### Available data

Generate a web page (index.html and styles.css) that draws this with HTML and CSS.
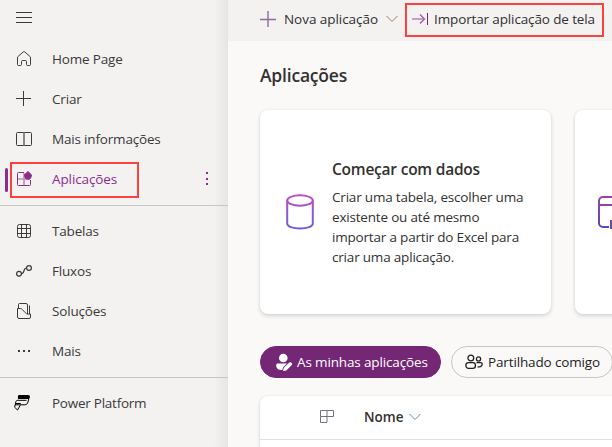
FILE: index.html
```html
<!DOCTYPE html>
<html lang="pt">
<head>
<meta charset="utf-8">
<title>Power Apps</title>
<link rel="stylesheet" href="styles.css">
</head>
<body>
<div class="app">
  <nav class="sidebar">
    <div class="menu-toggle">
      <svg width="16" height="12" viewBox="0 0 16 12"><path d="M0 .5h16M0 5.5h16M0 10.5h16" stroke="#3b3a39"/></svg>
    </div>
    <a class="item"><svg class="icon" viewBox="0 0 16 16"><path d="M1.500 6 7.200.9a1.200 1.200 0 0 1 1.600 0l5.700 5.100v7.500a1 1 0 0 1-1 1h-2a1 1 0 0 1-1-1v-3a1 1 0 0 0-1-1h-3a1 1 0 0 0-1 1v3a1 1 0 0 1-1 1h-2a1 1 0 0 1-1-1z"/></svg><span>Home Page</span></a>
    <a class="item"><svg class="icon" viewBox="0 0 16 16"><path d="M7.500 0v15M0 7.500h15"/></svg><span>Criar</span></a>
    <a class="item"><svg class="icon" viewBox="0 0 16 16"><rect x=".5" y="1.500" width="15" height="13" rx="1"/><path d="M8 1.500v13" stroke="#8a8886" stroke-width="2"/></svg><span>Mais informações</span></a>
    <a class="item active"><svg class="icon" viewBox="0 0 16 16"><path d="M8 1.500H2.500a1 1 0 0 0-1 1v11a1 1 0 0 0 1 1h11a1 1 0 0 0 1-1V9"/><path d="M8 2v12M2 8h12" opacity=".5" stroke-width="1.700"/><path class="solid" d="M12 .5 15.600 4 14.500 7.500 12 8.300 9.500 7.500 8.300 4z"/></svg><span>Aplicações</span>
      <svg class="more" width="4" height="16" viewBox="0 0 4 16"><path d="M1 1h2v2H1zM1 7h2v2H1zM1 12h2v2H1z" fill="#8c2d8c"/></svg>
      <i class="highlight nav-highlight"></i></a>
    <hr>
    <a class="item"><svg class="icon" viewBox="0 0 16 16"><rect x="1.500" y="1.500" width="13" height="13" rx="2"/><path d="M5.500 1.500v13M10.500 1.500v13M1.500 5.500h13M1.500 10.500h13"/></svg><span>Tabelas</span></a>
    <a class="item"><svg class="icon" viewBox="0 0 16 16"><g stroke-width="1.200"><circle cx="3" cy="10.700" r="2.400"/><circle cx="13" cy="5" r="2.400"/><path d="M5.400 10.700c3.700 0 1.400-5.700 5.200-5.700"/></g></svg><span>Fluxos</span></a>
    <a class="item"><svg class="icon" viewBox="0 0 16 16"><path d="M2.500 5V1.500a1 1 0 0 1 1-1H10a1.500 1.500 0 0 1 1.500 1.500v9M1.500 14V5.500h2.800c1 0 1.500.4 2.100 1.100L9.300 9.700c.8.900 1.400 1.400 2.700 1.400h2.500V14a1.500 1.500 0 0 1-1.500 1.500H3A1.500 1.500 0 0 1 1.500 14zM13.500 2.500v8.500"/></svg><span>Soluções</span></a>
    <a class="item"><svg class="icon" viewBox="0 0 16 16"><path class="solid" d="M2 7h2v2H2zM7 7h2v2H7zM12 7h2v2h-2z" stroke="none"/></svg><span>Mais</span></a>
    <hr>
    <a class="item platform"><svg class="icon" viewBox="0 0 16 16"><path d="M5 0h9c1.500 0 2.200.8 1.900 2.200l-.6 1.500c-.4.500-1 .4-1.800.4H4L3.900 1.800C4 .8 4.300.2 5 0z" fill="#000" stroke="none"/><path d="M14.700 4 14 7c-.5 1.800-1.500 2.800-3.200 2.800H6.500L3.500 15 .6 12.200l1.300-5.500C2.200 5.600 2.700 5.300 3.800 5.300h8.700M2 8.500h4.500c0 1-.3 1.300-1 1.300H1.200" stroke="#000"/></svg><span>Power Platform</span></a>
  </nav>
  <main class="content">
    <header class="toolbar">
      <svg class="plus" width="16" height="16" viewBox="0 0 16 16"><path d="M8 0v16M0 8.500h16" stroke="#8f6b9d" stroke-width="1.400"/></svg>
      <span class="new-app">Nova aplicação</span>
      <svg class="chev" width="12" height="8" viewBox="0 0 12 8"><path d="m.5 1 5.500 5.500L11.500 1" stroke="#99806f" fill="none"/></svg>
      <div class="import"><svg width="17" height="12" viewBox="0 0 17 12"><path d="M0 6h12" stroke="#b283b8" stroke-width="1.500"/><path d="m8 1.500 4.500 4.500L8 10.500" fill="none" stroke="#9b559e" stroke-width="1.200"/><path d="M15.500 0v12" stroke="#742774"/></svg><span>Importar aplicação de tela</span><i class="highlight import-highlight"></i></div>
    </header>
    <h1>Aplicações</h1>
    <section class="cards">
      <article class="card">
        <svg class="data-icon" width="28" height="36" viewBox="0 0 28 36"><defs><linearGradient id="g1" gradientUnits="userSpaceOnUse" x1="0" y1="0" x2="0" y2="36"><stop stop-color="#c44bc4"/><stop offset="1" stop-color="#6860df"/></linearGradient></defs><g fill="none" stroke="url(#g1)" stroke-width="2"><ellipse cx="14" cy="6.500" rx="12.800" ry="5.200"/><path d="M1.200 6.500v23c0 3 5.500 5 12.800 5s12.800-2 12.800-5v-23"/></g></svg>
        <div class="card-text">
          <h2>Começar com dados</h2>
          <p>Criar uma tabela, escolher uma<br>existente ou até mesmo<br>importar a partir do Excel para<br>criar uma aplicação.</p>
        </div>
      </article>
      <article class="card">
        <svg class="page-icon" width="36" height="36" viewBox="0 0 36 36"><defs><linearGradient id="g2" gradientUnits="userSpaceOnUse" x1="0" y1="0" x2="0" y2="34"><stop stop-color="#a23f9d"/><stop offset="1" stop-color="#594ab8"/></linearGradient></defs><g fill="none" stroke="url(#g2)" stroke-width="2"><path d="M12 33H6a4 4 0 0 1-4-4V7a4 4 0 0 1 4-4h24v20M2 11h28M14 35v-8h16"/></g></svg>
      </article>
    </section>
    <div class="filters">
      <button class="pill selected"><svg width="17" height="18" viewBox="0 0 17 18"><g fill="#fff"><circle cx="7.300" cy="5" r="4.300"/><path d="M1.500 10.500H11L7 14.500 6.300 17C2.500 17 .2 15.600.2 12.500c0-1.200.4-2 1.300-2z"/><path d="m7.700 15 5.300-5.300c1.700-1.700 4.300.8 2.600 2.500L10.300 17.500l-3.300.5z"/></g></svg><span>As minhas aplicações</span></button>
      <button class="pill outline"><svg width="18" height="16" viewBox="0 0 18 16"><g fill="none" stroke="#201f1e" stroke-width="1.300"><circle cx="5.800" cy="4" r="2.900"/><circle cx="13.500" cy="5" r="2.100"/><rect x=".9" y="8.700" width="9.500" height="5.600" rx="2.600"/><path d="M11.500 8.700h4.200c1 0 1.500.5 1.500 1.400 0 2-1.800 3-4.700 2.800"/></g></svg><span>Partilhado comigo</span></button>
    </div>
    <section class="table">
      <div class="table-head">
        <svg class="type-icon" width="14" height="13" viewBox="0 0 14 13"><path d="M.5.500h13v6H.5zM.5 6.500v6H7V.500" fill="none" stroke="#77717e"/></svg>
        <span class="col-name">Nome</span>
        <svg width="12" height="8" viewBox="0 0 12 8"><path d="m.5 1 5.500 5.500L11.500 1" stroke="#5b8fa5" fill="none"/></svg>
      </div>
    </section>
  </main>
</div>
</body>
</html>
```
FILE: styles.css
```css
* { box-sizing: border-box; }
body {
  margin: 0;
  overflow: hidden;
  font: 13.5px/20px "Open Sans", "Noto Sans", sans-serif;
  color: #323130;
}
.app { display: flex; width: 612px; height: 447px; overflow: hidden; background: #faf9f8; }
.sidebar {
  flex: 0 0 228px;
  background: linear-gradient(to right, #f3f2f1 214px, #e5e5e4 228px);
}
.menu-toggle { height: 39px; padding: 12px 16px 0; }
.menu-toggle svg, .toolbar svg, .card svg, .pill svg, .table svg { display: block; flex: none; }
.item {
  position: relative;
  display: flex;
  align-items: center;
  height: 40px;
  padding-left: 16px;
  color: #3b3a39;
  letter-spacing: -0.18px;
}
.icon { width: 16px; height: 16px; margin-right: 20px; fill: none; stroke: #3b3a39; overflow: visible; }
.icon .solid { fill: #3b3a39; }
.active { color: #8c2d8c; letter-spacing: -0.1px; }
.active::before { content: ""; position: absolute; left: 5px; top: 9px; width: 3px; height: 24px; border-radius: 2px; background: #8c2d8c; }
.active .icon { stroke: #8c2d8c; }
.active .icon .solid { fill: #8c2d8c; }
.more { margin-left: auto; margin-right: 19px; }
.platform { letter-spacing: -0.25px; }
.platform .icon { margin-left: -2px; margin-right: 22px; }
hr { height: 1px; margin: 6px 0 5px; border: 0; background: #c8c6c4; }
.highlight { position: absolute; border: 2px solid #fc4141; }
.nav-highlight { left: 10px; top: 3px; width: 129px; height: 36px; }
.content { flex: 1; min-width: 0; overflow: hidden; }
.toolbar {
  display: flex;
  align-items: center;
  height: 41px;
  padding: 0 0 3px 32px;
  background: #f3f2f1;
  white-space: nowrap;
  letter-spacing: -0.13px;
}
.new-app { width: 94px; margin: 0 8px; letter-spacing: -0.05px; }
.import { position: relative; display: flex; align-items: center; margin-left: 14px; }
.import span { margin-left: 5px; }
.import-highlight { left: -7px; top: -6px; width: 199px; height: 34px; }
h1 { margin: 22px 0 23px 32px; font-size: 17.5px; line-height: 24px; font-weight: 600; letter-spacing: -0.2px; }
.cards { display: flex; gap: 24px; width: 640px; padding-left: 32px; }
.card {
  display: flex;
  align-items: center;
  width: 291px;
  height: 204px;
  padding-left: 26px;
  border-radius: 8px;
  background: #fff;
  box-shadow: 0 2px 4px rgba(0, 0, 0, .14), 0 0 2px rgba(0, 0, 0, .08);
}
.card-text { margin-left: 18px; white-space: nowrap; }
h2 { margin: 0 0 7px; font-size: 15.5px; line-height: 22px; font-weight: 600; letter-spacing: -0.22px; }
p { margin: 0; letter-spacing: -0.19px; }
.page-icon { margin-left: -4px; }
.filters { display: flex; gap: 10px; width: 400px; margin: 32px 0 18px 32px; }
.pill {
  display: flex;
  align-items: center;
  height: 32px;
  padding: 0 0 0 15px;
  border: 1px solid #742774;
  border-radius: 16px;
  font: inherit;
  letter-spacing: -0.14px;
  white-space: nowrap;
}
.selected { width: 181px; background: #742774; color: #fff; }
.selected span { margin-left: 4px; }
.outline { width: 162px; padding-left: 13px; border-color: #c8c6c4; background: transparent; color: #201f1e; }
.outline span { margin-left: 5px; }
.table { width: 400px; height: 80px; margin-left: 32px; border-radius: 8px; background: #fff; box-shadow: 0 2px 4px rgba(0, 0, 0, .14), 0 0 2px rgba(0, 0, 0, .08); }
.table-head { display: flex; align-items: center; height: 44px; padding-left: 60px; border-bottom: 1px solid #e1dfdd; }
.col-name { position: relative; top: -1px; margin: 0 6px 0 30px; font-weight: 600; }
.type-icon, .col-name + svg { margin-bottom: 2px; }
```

######

_Task instructions_:
Give only the number of lines in the material above that hold the word "index".

_Output of the exercise_:
2